Some stragglers would make it back to Chesterfield Courthouse, south of Richmond, where Colonel Christian Febiger was now in charge of the recruiting effort to raise new Virginia Continental regiments. These men would find themselves in new Virginia regiments including two regiments of 18-month levies raised in December 1780 under Colonel John Green and Lt. Colonel Samuel Hawes (former captain of the 2d Virginia Regiment in 1775) which would eventually be named the 1st and 2d Virginia Regiments, as well as a Continental regiment technically commanded by Colonel Febiger, but operationally in the field commanded by Lt. Colonel Thomas Gaskins. The "new" 1st and 2d Virginia Regiments would fight with General Nathanael Greene's army in the Carolinas at the Battle of Guilford Court House, the siege of Ninety-Six, Battle of Hobkirk's Hill, and Battle of Eutaw Springs. Gaskins' Battalion would be assigned to a Continental detachment under General Lafayette during the Virginia Campaign in 1781, and later the Main Army under Washington at Yorktown, but were consistently held in reserve and never saw actual fighting.

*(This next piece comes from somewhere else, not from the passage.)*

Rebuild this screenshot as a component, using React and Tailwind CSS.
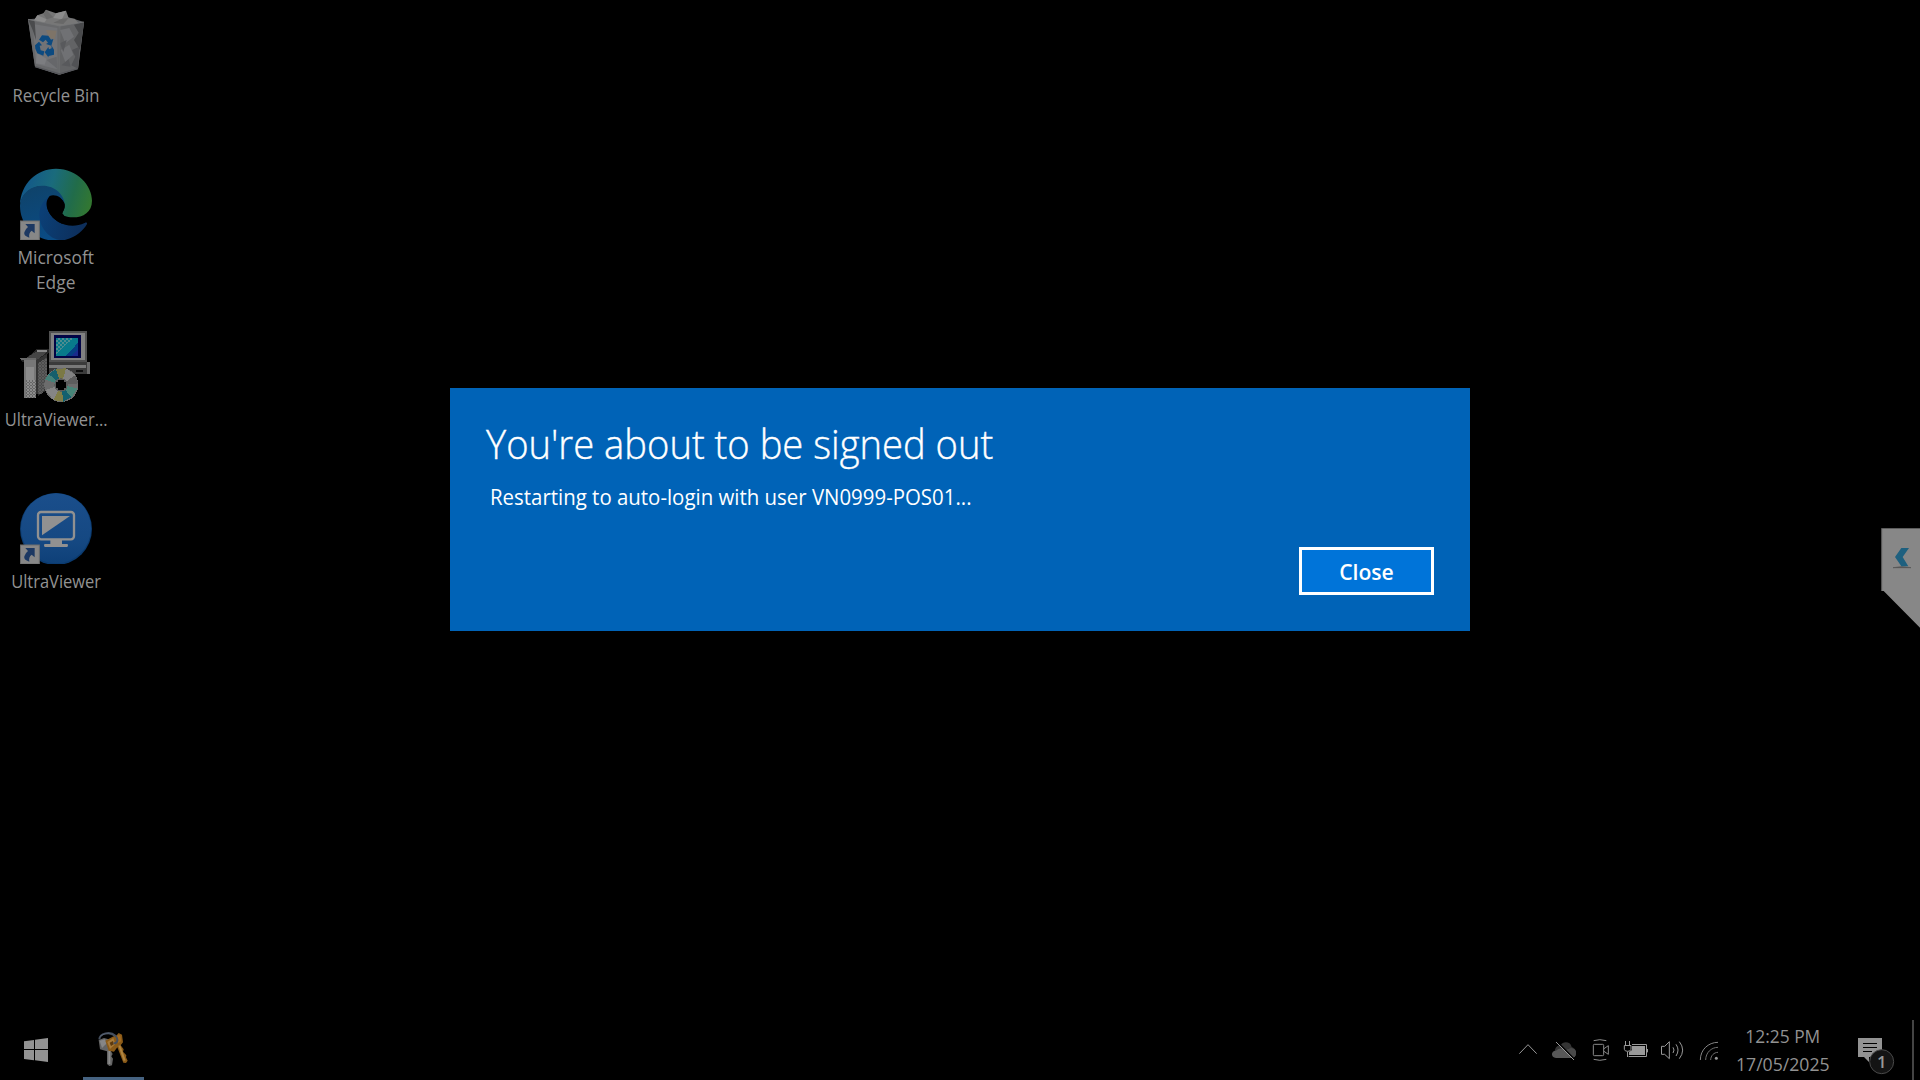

The men of Gaskins' Battalion were reorganized in December 1781 under Thomas Posey, another former 2d Virginia Regiment officer, and join General Anthony Wayne's detachment sent south to South Carolina and Georgia. They would see fighting against Loyalists and Indians outside of Savannah at the Battle of Ogeechee Creek in the spring of 1782. They would also be present at the evacuation of Charleston. Some men also were part of a company of Virginia Continentals who survived Charleston and the Waxhaws which fought at the Battle of Cowpens in January 1781. While these officers and men had served in the 2d Virginia Regiment, none of these regiments can officially be tied to the lineage of the original regiment formed in 1775.

The regiment was formally disbanded on November 15, 1783.